When the narrator then gets his leg caught in a wood chipper (as one does), his response while the machine is grinding off his limb could do efficient stand-in duty for the emotional register running through all these stories: “'Well, shit,' I said to myself. 'Who would've guessed my day would be turning out like this? Not me!'” If that kind of thing strikes you as the height of drollery, these stories will please you every bit as much (exactly, precisely as much) as did the ones in Dogwalker. If it strikes you as a narrative sacrificing any kind of emotional believability for the sake of cracking up audiences at readings, and if that bothers you, well, this might not be the book for you, because that note of bumbling astonishment is sounded in every one of these stories, as in “The Box,” where the narrator buys a cheap house and is told he's not legally allowed to do anything about the large box-shaped protrusion on his backyard. When he finally decides to pay it some close attention, he gets a shock:
A few days passed during which the box and I coexisted peacefully, and then, one night, I spotted the shafts of light. They flickered through the vents in the box's sides. At first, I assumed it was sparks, signs of an impending combustion, and I prepared to leave the premises. But then I saw that it was simply light, a steady stream peaking out from within. I crept up next to the box and was very surprised to hear what sounded like voices coming from inside.

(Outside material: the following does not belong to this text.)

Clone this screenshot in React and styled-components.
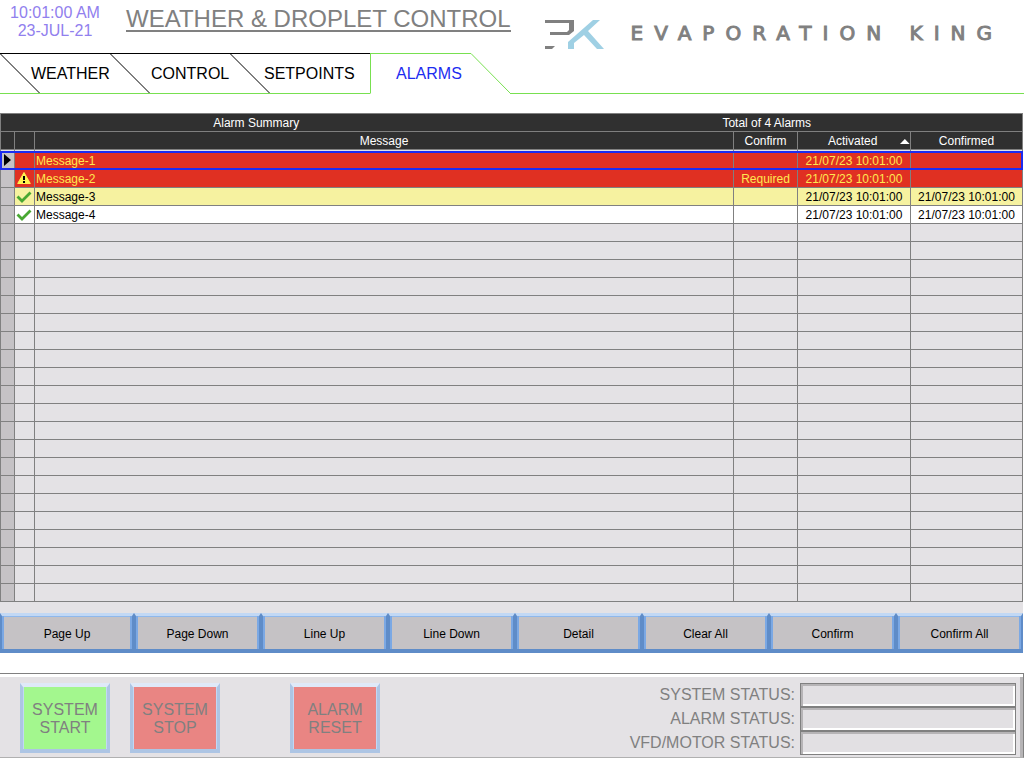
import React from 'react';
import styled, { createGlobalStyle } from 'styled-components';

const Global = createGlobalStyle`
  * { box-sizing: border-box; }
  body { margin: 0; background: #fff; font-family: "Liberation Sans", Arial, sans-serif; }
  button, input { font-family: inherit; }
`;

const Page = styled.div`
  display: flex;
  flex-direction: column;
  min-height: 100vh;
`;

const Header = styled.header`
  display: flex;
  align-items: flex-start;
  height: 53px;
`;

const Clock = styled.div`
  width: 110px;
  padding-top: 4px;
  font-size: 16px;
  line-height: 18px;
  text-align: center;
  color: #9180ee;
`;

const Title = styled.h1`
  margin: 8px 0 0 16px;
  border-bottom: 2px solid #808080;
  font-size: 24px;
  line-height: 22px;
  font-weight: 400;
  color: #808080;
  white-space: nowrap;
`;

const Brand = styled.div`
  display: flex;
  align-items: flex-start;
  margin-left: auto;
  padding: 19px 32px 0 0;
`;

const Mark = styled.svg`
  width: 60px;
  height: 31px;
  margin-right: 26px;
`;

const BrandName = styled.div`
  padding-top: 2px;
  font-family: "DejaVu Sans", sans-serif;
  font-size: 20px;
  line-height: 24px;
  letter-spacing: 11px;
  margin-right: -11px;
  color: #808080;
  -webkit-text-stroke: 1px #808080;
  white-space: nowrap;
`;

const Tabs = styled.nav`
  display: flex;
  height: 41px;
`;

const Tab = styled.a`
  display: flex;
  width: ${(p) => p.$width}px;
  border-top: 1px solid ${(p) => (p.$active ? '#78e050' : '#000')};
  border-bottom: 1px solid ${(p) => (p.$active ? 'transparent' : '#78e050')};
  border-left: ${(p) => (p.$active ? '1px solid #78e050' : 'none')};
  color: ${(p) => (p.$active ? '#1c2cf0' : '#000')};
  font-size: 16px;
  line-height: 39px;
  text-decoration: none;
`;

const TabText = styled.span`
  padding-left: ${(p) => p.$inset}px;
`;

const Slant = styled.svg`
  width: 40px;
  height: 41px;
  flex: none;
  margin: -1px -40px -1px 0;
`;

const TabEnd = styled.svg`
  width: 39px;
  height: 41px;
  flex: none;
`;

const TabRule = styled.div`
  flex: 1;
  border-bottom: 1px solid #78e050;
`;

const AlarmPanel = styled.main`
  margin: 19px 1px 0 0;
  background: #e4e2e5;
`;

const AlarmTable = styled.table`
  width: 100%;
  table-layout: fixed;
  border-collapse: separate;
  border-spacing: 0;
  font-size: 12px;
  line-height: 15px;
`;

const Caption = styled.caption`
  padding-top: 2px;
  border: 1px solid #808080;
  background: #303030;
  color: #fff;
`;

const CaptionRow = styled.div`
  display: grid;
  grid-template-columns: 1fr 1fr;
`;

const Col = styled.col`
  width: ${(p) => (p.$width ? `${p.$width}px` : 'auto')};
`;

const HeadCell = styled.th`
  height: 19px;
  padding: 2px 0;
  border-right: 1px solid #808080;
  background: #303030;
  box-shadow: inset 0 -1px #e4e2e5, inset 0 -2px #808080;
  color: #fff;
  font-weight: 400;
  &:first-child { border-left: 1px solid #808080; }
`;

const SortHead = styled.div`
  display: flex;
  justify-content: center;
  align-items: center;
  gap: 23px;
  padding-left: 30px;
`;

const tones = {
  alarm: ['#e03022', '#ffe850'],
  cleared: ['#f6f2a0', '#000'],
  confirmed: ['#fff', '#000'],
  empty: ['#e4e2e5', '#000'],
};

const Row = styled.tr`
  height: ${(p) => (p.$selected ? 19 : 18)}px;
  background: ${(p) => tones[p.$tone][0]};
  color: ${(p) => tones[p.$tone][1]};
  outline: ${(p) => (p.$selected ? '2px solid #1c2cf0' : 'none')};
  outline-offset: -2px;
`;

const Cell = styled.td`
  padding: 2px 1px 0;
  border-right: 1px solid #808080;
  border-bottom: 1px solid #808080;
  text-align: ${(p) => p.$align || 'center'};
  white-space: nowrap;
`;

const SelectCell = styled(Cell)`
  padding: 0;
  border-left: 1px solid #808080;
  background: #c5c2c5;
`;

const StateCell = styled(Cell)`
  padding: 1px 2px 0 1px;
  vertical-align: top;
`;

const Glyph = styled.svg`
  display: block;
  margin: 0 auto;
`;

const Commands = styled.div`
  display: grid;
  grid-template-columns: 134fr repeat(7, 127fr);
  padding-top: 11px;
`;

const CommandButton = styled.button`
  height: 40px;
  padding: 2px 0 0;
  border: solid;
  border-width: 3px 2px 4px;
  border-color: #c2d8f4 #5f8cc8 #5f8cc8;
  box-shadow: inset 2px 0 #7ba8e4, inset -2px 0 #7ba8e4, inset 0 1px #8fb8ec;
  background: #c5c2c5;
  color: #000;
  font-size: 12px;
`;

const Footer = styled.footer`
  display: flex;
  justify-content: space-between;
  align-items: flex-start;
  margin-top: 20px;
  padding: 6px 7px 2px 20px;
  border: solid;
  border-width: 1px 1px 1px 0;
  border-color: #808080 #808080 #b0b0b0;
  box-shadow: inset 0 3px #fff, inset -3px 0 #b6b4b6;
  background: #e4e2e5;
`;

const Actions = styled.div`
  display: flex;
  gap: 20px;
  padding-top: 3px;
`;

const ActionButton = styled.button`
  width: 90px;
  height: 70px;
  padding: 2px 0 0;
  margin-left: ${(p) => (p.$apart ? 50 : 0)}px;
  border: solid;
  border-width: 4px 3px;
  border-color: #dfe9f8 #adc5e4 #adc5e4;
  background: ${(p) => p.$color};
  box-shadow: inset 1px 0 #c2d8f4, inset -1px 0 #c2d8f4;
  color: #808080;
  font-size: 16px;
  line-height: 18px;
`;

const StatusForm = styled.div`
  display: grid;
  grid-template-columns: auto 216px;
  column-gap: 5px;
  padding-top: 3px;
`;

const StatusLabel = styled.label`
  color: #808080;
  font-size: 16px;
  line-height: 24px;
  text-align: right;
`;

const StatusField = styled.input`
  width: 100%;
  height: 24px;
  border: 1px solid #808080;
  border-radius: 0;
  background: #e2e0e3;
  box-shadow: inset 2px 2px #b6b4b6, inset -2px -2px #fff;
  outline: none;
`;

const time = '21/07/23 10:01:00';
const alarms = [
  { message: 'Message-1', tone: 'alarm', activated: time, selected: true },
  { message: 'Message-2', tone: 'alarm', icon: 'warning', confirm: 'Required', activated: time },
  { message: 'Message-3', tone: 'cleared', icon: 'check', activated: time, confirmed: time },
  { message: 'Message-4', tone: 'confirmed', icon: 'check', activated: time, confirmed: time },
  ...Array.from({ length: 21 }, () => ({ tone: 'empty' })),
];

const commands = ['Page Up', 'Page Down', 'Line Up', 'Line Down', 'Detail', 'Clear All', 'Confirm', 'Confirm All'];
const statuses = ['SYSTEM STATUS:', 'ALARM STATUS:', 'VFD/MOTOR STATUS:'];

function StateIcon({ kind }) {
  if (kind === 'warning') {
    return (
      <Glyph width="16" height="14" viewBox="0 0 16 14" role="img" aria-label="Unconfirmed">
        <path d="M8 1.5 14.3 12.5H1.7Z" fill="#fff250" stroke="#fff250" strokeLinejoin="round" />
        <path d="M7 5h2v4H7zM7 10h2v2H7z" fill="#000" />
      </Glyph>
    );
  }
  if (kind === 'check') {
    return (
      <Glyph width="16" height="14" viewBox="0 0 16 14" role="img" aria-label="Confirmed">
        <path d="M1.5 7.5 6 12 14.5 3.5" fill="none" stroke="#48a832" strokeWidth="2.8" />
      </Glyph>
    );
  }
  return null;
}

function TabSlant() {
  return (
    <Slant viewBox="0 0 40 41" aria-hidden="true">
      <path d="M0 0.5 39.5 40" stroke="#000" fill="none" />
    </Slant>
  );
}

export default function App() {
  return (
    <Page>
      <Global />
      <Header>
        <Clock>
          <div>10:01:00 AM</div>
          <div>23-JUL-21</div>
        </Clock>
        <Title>WEATHER &amp; DROPLET CONTROL</Title>
        <Brand>
          <Mark viewBox="0 0 60 31" aria-hidden="true">
            <path d="M0 1H29V12L24 16H5V13H22L24 11V4H0Z" fill="#808080" />
            <path d="M0 27H10L7 30H0Z" fill="#808080" />
            <path d="M48 1H55L43 12 59 30H52L39 16 29 24V30H23V23Z" fill="#9fd0e4" />
          </Mark>
          <BrandName>EVAPORATION KING</BrandName>
        </Brand>
      </Header>

      <Tabs>
        <Tab href="#weather" $width={110}><TabSlant /><TabText $inset={31}>WEATHER</TabText></Tab>
        <Tab href="#control" $width={120}><TabSlant /><TabText $inset={41}>CONTROL</TabText></Tab>
        <Tab href="#setpoints" $width={140}><TabSlant /><TabText $inset={34}>SETPOINTS</TabText></Tab>
        <Tab href="#alarms" $width={101} $active aria-current="page"><TabText $inset={25}>ALARMS</TabText></Tab>
        <TabEnd viewBox="0 0 39 41" aria-hidden="true">
          <path d="M0 0.5 39.5 40.5" stroke="#78e050" fill="none" />
        </TabEnd>
        <TabRule />
      </Tabs>

      <AlarmPanel>
        <AlarmTable>
          <Caption>
            <CaptionRow>
              <span>Alarm Summary</span>
              <span>Total of 4 Alarms</span>
            </CaptionRow>
          </Caption>
          <colgroup>
            <Col $width={15} />
            <Col $width={20} />
            <Col />
            <Col $width={64} />
            <Col $width={113} />
            <Col $width={112} />
          </colgroup>
          <thead>
            <tr>
              <HeadCell aria-label="Selected" />
              <HeadCell aria-label="State" />
              <HeadCell scope="col">Message</HeadCell>
              <HeadCell scope="col">Confirm</HeadCell>
              <HeadCell scope="col" aria-sort="ascending">
                <SortHead>
                  Activated
                  <svg width="10" height="5" viewBox="0 0 10 5" aria-hidden="true">
                    <path d="M5 0 10 5H0Z" fill="#fff" />
                  </svg>
                </SortHead>
              </HeadCell>
              <HeadCell scope="col">Confirmed</HeadCell>
            </tr>
          </thead>
          <tbody>
            {alarms.map((a, i) => (
              <Row key={i} $tone={a.tone} $selected={a.selected}>
                <SelectCell>
                  {a.selected && (
                    <Glyph width="7" height="12" viewBox="0 0 7 12" aria-hidden="true">
                      <path d="M0 0 7 6 0 12Z" fill="#000" />
                    </Glyph>
                  )}
                </SelectCell>
                <StateCell><StateIcon kind={a.icon} /></StateCell>
                <Cell $align="left">{a.message}</Cell>
                <Cell>{a.confirm}</Cell>
                <Cell>{a.activated}</Cell>
                <Cell>{a.confirmed}</Cell>
              </Row>
            ))}
          </tbody>
        </AlarmTable>
        <Commands>
          {commands.map((c) => <CommandButton key={c} type="button">{c}</CommandButton>)}
        </Commands>
      </AlarmPanel>

      <Footer>
        <Actions>
          <ActionButton type="button" $color="#a3f78e">SYSTEM<br />START</ActionButton>
          <ActionButton type="button" $color="#e98583">SYSTEM<br />STOP</ActionButton>
          <ActionButton type="button" $color="#e98583" $apart>ALARM<br />RESET</ActionButton>
        </Actions>
        <StatusForm>
          {statuses.map((s, i) => (
            <React.Fragment key={s}>
              <StatusLabel htmlFor={`status-${i}`}>{s}</StatusLabel>
              <StatusField id={`status-${i}`} type="text" readOnly />
            </React.Fragment>
          ))}
        </StatusForm>
      </Footer>
    </Page>
  );
}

People! Underground! There was a group of them down there occupying some cavern to which this box was merely the entrance. For so long I had thought it was just a box!
For pure anything-goes entertainment value, Arthur Bradford's fiction is tough to beat. The stories in Turtle Face and Beyond swing from one zany premise to the next, always with their young author in complete control of his gimmicks and guffaws, always with a well-timed deployment of one-liners. The book feels like guilty-pleasure recess-reading, and that's doubtless exactly what it was intended to be, a light-hearted entertainment, a relief from the much more somber fare on bookstore New Release tables. Readers who want that kind of relief will appreciate it, and if times haven't brightened considerably by 2030, they'll probably appreciate the next volume as well.